Begin Supplied data

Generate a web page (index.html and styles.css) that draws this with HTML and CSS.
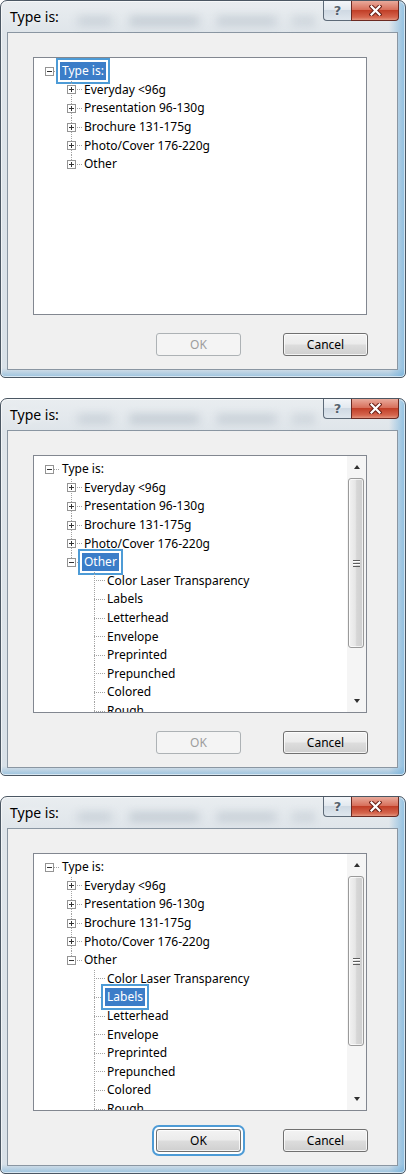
FILE: index.html
```html
<!DOCTYPE html>
<html>
<head>
<meta charset="utf-8">
<link rel="stylesheet" href="styles.css">
</head>
<body>
<div class="page">

  <!-- Dialog 1 -->
  <div class="dialog">
    <div class="titlebar">
      <span class="title">Type is:</span>
      <span class="ghost"></span>
      <div class="caption-btns">
        <span class="cbtn help">?</span>
        <span class="cbtn close"><svg width="13" height="11" viewBox="0 0 13 11"><path class="xo" d="M2.5 1.5l8 8M10.5 1.5l-8 8"/><path class="xi" d="M2.5 1.5l8 8M10.5 1.5l-8 8"/></svg></span>
      </div>
    </div>
    <div class="client">
      <div class="tree">
        <div class="tree-content">
          <div class="row l0"><span class="conn root"><svg class="exp" width="9" height="9" viewBox="0 0 9 9"><rect x=".5" y=".5" width="8" height="8"/><path d="M2 4.5h5"/></svg></span><span class="label sel">Type is:</span></div>
          <div class="row l1"><span class="conn mid"><svg class="exp" width="9" height="9" viewBox="0 0 9 9"><rect x=".5" y=".5" width="8" height="8"/><path d="M2 4.5h5M4.5 2v5"/></svg></span><span class="label">Everyday &lt;96g</span></div>
          <div class="row l1"><span class="conn mid"><svg class="exp" width="9" height="9" viewBox="0 0 9 9"><rect x=".5" y=".5" width="8" height="8"/><path d="M2 4.5h5M4.5 2v5"/></svg></span><span class="label">Presentation 96-130g</span></div>
          <div class="row l1"><span class="conn mid"><svg class="exp" width="9" height="9" viewBox="0 0 9 9"><rect x=".5" y=".5" width="8" height="8"/><path d="M2 4.5h5M4.5 2v5"/></svg></span><span class="label">Brochure 131-175g</span></div>
          <div class="row l1"><span class="conn mid"><svg class="exp" width="9" height="9" viewBox="0 0 9 9"><rect x=".5" y=".5" width="8" height="8"/><path d="M2 4.5h5M4.5 2v5"/></svg></span><span class="label">Photo/Cover 176-220g</span></div>
          <div class="row l1"><span class="conn last"><svg class="exp" width="9" height="9" viewBox="0 0 9 9"><rect x=".5" y=".5" width="8" height="8"/><path d="M2 4.5h5M4.5 2v5"/></svg></span><span class="label">Other</span></div>
        </div>
      </div>
      <div class="buttons">
        <span class="btn disabled">OK</span>
        <span class="btn">Cancel</span>
      </div>
    </div>
  </div>

  <!-- Dialog 2 -->
  <div class="dialog">
    <div class="titlebar">
      <span class="title">Type is:</span>
      <span class="ghost"></span>
      <div class="caption-btns">
        <span class="cbtn help">?</span>
        <span class="cbtn close"><svg width="13" height="11" viewBox="0 0 13 11"><path class="xo" d="M2.5 1.5l8 8M10.5 1.5l-8 8"/><path class="xi" d="M2.5 1.5l8 8M10.5 1.5l-8 8"/></svg></span>
      </div>
    </div>
    <div class="client">
      <div class="tree">
        <div class="tree-content clip">
          <div class="row l0"><span class="conn root"><svg class="exp" width="9" height="9" viewBox="0 0 9 9"><rect x=".5" y=".5" width="8" height="8"/><path d="M2 4.5h5"/></svg></span><span class="label">Type is:</span></div>
          <div class="row l1"><span class="conn mid"><svg class="exp" width="9" height="9" viewBox="0 0 9 9"><rect x=".5" y=".5" width="8" height="8"/><path d="M2 4.5h5M4.5 2v5"/></svg></span><span class="label">Everyday &lt;96g</span></div>
          <div class="row l1"><span class="conn mid"><svg class="exp" width="9" height="9" viewBox="0 0 9 9"><rect x=".5" y=".5" width="8" height="8"/><path d="M2 4.5h5M4.5 2v5"/></svg></span><span class="label">Presentation 96-130g</span></div>
          <div class="row l1"><span class="conn mid"><svg class="exp" width="9" height="9" viewBox="0 0 9 9"><rect x=".5" y=".5" width="8" height="8"/><path d="M2 4.5h5M4.5 2v5"/></svg></span><span class="label">Brochure 131-175g</span></div>
          <div class="row l1"><span class="conn mid"><svg class="exp" width="9" height="9" viewBox="0 0 9 9"><rect x=".5" y=".5" width="8" height="8"/><path d="M2 4.5h5M4.5 2v5"/></svg></span><span class="label">Photo/Cover 176-220g</span></div>
          <div class="row l1"><span class="conn last"><svg class="exp" width="9" height="9" viewBox="0 0 9 9"><rect x=".5" y=".5" width="8" height="8"/><path d="M2 4.5h5"/></svg></span><span class="label sel">Other</span></div>
          <div class="row l2"><span class="conn mid"></span><span class="label">Color Laser Transparency</span></div>
          <div class="row l2"><span class="conn mid"></span><span class="label">Labels</span></div>
          <div class="row l2"><span class="conn mid"></span><span class="label">Letterhead</span></div>
          <div class="row l2"><span class="conn mid"></span><span class="label">Envelope</span></div>
          <div class="row l2"><span class="conn mid"></span><span class="label">Preprinted</span></div>
          <div class="row l2"><span class="conn mid"></span><span class="label">Prepunched</span></div>
          <div class="row l2"><span class="conn mid"></span><span class="label">Colored</span></div>
          <div class="row l2"><span class="conn mid"></span><span class="label">Rough</span></div>
        </div>
        <div class="scrollbar">
          <span class="arrow up"></span>
          <span class="thumb"><span class="grip"></span></span>
          <span class="track"></span>
          <span class="arrow down"></span>
        </div>
      </div>
      <div class="buttons">
        <span class="btn disabled">OK</span>
        <span class="btn">Cancel</span>
      </div>
    </div>
  </div>

  <!-- Dialog 3 -->
  <div class="dialog">
    <div class="titlebar">
      <span class="title">Type is:</span>
      <span class="ghost"></span>
      <div class="caption-btns">
        <span class="cbtn help">?</span>
        <span class="cbtn close"><svg width="13" height="11" viewBox="0 0 13 11"><path class="xo" d="M2.5 1.5l8 8M10.5 1.5l-8 8"/><path class="xi" d="M2.5 1.5l8 8M10.5 1.5l-8 8"/></svg></span>
      </div>
    </div>
    <div class="client">
      <div class="tree">
        <div class="tree-content clip">
          <div class="row l0"><span class="conn root"><svg class="exp" width="9" height="9" viewBox="0 0 9 9"><rect x=".5" y=".5" width="8" height="8"/><path d="M2 4.5h5"/></svg></span><span class="label">Type is:</span></div>
          <div class="row l1"><span class="conn mid"><svg class="exp" width="9" height="9" viewBox="0 0 9 9"><rect x=".5" y=".5" width="8" height="8"/><path d="M2 4.5h5M4.5 2v5"/></svg></span><span class="label">Everyday &lt;96g</span></div>
          <div class="row l1"><span class="conn mid"><svg class="exp" width="9" height="9" viewBox="0 0 9 9"><rect x=".5" y=".5" width="8" height="8"/><path d="M2 4.5h5M4.5 2v5"/></svg></span><span class="label">Presentation 96-130g</span></div>
          <div class="row l1"><span class="conn mid"><svg class="exp" width="9" height="9" viewBox="0 0 9 9"><rect x=".5" y=".5" width="8" height="8"/><path d="M2 4.5h5M4.5 2v5"/></svg></span><span class="label">Brochure 131-175g</span></div>
          <div class="row l1"><span class="conn mid"><svg class="exp" width="9" height="9" viewBox="0 0 9 9"><rect x=".5" y=".5" width="8" height="8"/><path d="M2 4.5h5M4.5 2v5"/></svg></span><span class="label">Photo/Cover 176-220g</span></div>
          <div class="row l1"><span class="conn last"><svg class="exp" width="9" height="9" viewBox="0 0 9 9"><rect x=".5" y=".5" width="8" height="8"/><path d="M2 4.5h5"/></svg></span><span class="label">Other</span></div>
          <div class="row l2"><span class="conn mid"></span><span class="label">Color Laser Transparency</span></div>
          <div class="row l2"><span class="conn mid"></span><span class="label sel">Labels</span></div>
          <div class="row l2"><span class="conn mid"></span><span class="label">Letterhead</span></div>
          <div class="row l2"><span class="conn mid"></span><span class="label">Envelope</span></div>
          <div class="row l2"><span class="conn mid"></span><span class="label">Preprinted</span></div>
          <div class="row l2"><span class="conn mid"></span><span class="label">Prepunched</span></div>
          <div class="row l2"><span class="conn mid"></span><span class="label">Colored</span></div>
          <div class="row l2"><span class="conn mid"></span><span class="label">Rough</span></div>
        </div>
        <div class="scrollbar">
          <span class="arrow up"></span>
          <span class="thumb"><span class="grip"></span></span>
          <span class="track"></span>
          <span class="arrow down"></span>
        </div>
      </div>
      <div class="buttons">
        <span class="btn callout">OK</span>
        <span class="btn">Cancel</span>
      </div>
    </div>
  </div>

</div>
</body>
</html>
```
FILE: styles.css
```css
* { box-sizing: border-box; }
html, body { margin: 0; padding: 0; background: #fff; }
body { font-family: "Noto Sans", "Open Sans", sans-serif; color: #000; }

.page {
  width: 406px;
  display: flex;
  flex-direction: column;
  gap: 20px;
}

.dialog {
  height: 378px;
  border: 1px solid #4b5763;
  border-radius: 7px 7px 5px 5px;
  background:
    linear-gradient(0deg, rgba(105,170,215,.55) 0, rgba(105,170,215,0) 9px),
    linear-gradient(90deg, rgba(120,180,220,0) 96%, rgba(110,175,220,.7) 100%),
    linear-gradient(180deg, #e9edf0 0, #dfe5ea 32px, #d9e1e8 100%);
  box-shadow: inset 0 0 0 1px rgba(255,255,255,.6);
  display: flex;
  flex-direction: column;
  overflow: hidden;
}

.titlebar {
  height: 31px;
  display: flex;
  align-items: flex-start;
  padding-left: 9px;
  padding-right: 6px;
}
.title {
  flex: none;
  font-size: 14px;
  line-height: 18px;
  margin-top: 7px;
  white-space: nowrap;
  color: #000;
  text-shadow: 0 0 6px rgba(255,255,255,.9);
}
.ghost {
  flex: 1;
  height: 12px;
  margin: 14px 8px 0 14px;
  filter: blur(3.5px);
  opacity: .32;
  background:
    linear-gradient(90deg, transparent 0, #a7b3bf 4%, #a7b3bf 14%, transparent 18%,
      transparent 22%, #9aa7b4 25%, #9aa7b4 50%, transparent 54%,
      transparent 58%, #a3afbb 61%, #a3afbb 82%, transparent 86%,
      transparent 89%, #b2bcc6 92%, #b2bcc6 100%);
}
.caption-btns {
  flex: none;
  display: flex;
  height: 20px;
}
.cbtn {
  height: 20px;
  display: flex;
  align-items: center;
  justify-content: center;
  border: 1px solid #5d6a78;
  border-top: none;
}
.help {
  width: 28px;
  border-right: none;
  border-radius: 0 0 0 4px;
  background: linear-gradient(180deg, #f3f6f9 0, #e3e9ef 45%, #cfd9e3 50%, #dfe7ee 100%);
  font-family: "DejaVu Sans", sans-serif;
  font-weight: bold;
  font-size: 13px;
  color: #56626e;
  text-shadow: 0 0 2px #fff;
}
.close {
  width: 48px;
  border-color: #6b2a22;
  border-radius: 0 0 4px 0;
  background: linear-gradient(180deg, #e9aa9b 0, #d8715d 45%, #c13f28 50%, #d5654d 85%, #e2947f 100%);
}
.close .xo { stroke: #6a2016; stroke-width: 4.2; stroke-linecap: square; fill: none; }
.close .xi { stroke: #fff; stroke-width: 2.2; stroke-linecap: square; fill: none; }

.client {
  flex: 1;
  margin: 0 7px 7px 6px;
  background: #f0f0f0;
  border: 1px solid #8a96a2;
  padding: 24px 30px 0 25px;
  display: flex;
  flex-direction: column;
}

.tree {
  height: 258px;
  border: 1px solid #828790;
  background: #fff;
  display: flex;
}
.tree-content {
  flex: 1;
  padding-top: 4px;
  font-size: 12px;
}
.tree-content.clip { overflow: hidden; }

.row {
  height: 18.6px;
  display: flex;
  align-items: center;
  white-space: nowrap;
}
.row.l0 { padding-left: 4px; }
.row.l1 { padding-left: 26px; }
.row.l2 { padding-left: 49px; }

.conn {
  width: 22px;
  height: 100%;
  flex: none;
  display: flex;
  align-items: center;
  background-repeat: no-repeat;
}
.conn .exp { margin-left: 7px; shape-rendering: crispEdges; }
.exp rect { fill: #fff; stroke: #949494; }
.exp path { stroke: #333; fill: none; }

.conn.root {
  background-image: repeating-linear-gradient(90deg, #a3a3a3 0 1px, transparent 1px 2px);
  background-size: 6px 1px;
  background-position: 16px 50%;
}
.conn.mid {
  background-image:
    repeating-linear-gradient(90deg, #a3a3a3 0 1px, transparent 1px 2px),
    repeating-linear-gradient(180deg, #a3a3a3 0 1px, transparent 1px 2px);
  background-size: 11px 1px, 1px 100%;
  background-position: 11px 50%, 11px 0;
}
.conn.last {
  background-image:
    repeating-linear-gradient(90deg, #a3a3a3 0 1px, transparent 1px 2px),
    repeating-linear-gradient(180deg, #a3a3a3 0 1px, transparent 1px 2px);
  background-size: 11px 1px, 1px 50%;
  background-position: 11px 50%, 11px 0;
}

.label {
  padding: 1px 2px;
  line-height: 16px;
}
.label.sel {
  background: #3b7dc8;
  color: #fff;
  box-shadow: 0 0 0 2px #fff, 0 0 0 4px #4d9bd6;
}

.scrollbar {
  width: 19px;
  flex: none;
  background: #f5f5f5;
  display: flex;
  flex-direction: column;
  align-items: center;
}
.arrow {
  height: 22px;
  width: 100%;
  display: flex;
  align-items: center;
  justify-content: center;
  flex: none;
}
.arrow::after {
  content: "";
  border-left: 3.5px solid transparent;
  border-right: 3.5px solid transparent;
}
.arrow.up::after { border-bottom: 4px solid #303030; }
.arrow.down::after { border-top: 4px solid #303030; }
.thumb {
  width: 16px;
  height: 170px;
  flex: none;
  margin-left: -1px;
  border: 1px solid #9a9a9a;
  border-radius: 3px;
  background: linear-gradient(90deg, #f2f2f2 0, #e6e6e6 45%, #d6d6d6 55%, #cfcfcf 100%);
  box-shadow: inset 0 0 0 1px rgba(255,255,255,.7);
  display: flex;
  align-items: center;
  justify-content: center;
}
.grip {
  width: 7px;
  height: 7px;
  background: repeating-linear-gradient(180deg, #5e5e5e 0 1px, #fff 1px 2px, transparent 2px 3px);
}
.track { flex: 1; }

.buttons {
  margin-top: 18px;
  margin-right: -1px;
  display: flex;
  justify-content: flex-end;
  gap: 42px;
}
.btn {
  width: 85px;
  height: 23px;
  border: 1px solid #707070;
  border-radius: 3px;
  background: linear-gradient(180deg, #f3f3f3 0, #ebebeb 48%, #dddddd 52%, #cfcfcf 100%);
  box-shadow: inset 0 0 0 1px rgba(255,255,255,.75);
  font-size: 12px;
  display: flex;
  align-items: center;
  justify-content: center;
  color: #000;
}
.btn.disabled {
  border-color: #adb2b5;
  background: #f4f4f4;
  box-shadow: none;
  color: #9d9d9d;
}
.btn.callout {
  box-shadow: inset 0 0 0 1px rgba(255,255,255,.75), 0 0 0 2px #fff, 0 0 0 4px #4d9bd6;
}
```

End Supplied data

What is being asked: Take each line of the material that contains the word "styles" and list it.

Exercise result:
Generate a web page (index.html and styles.css) that draws this with HTML and CSS.
<link rel="stylesheet" href="styles.css">
FILE: styles.css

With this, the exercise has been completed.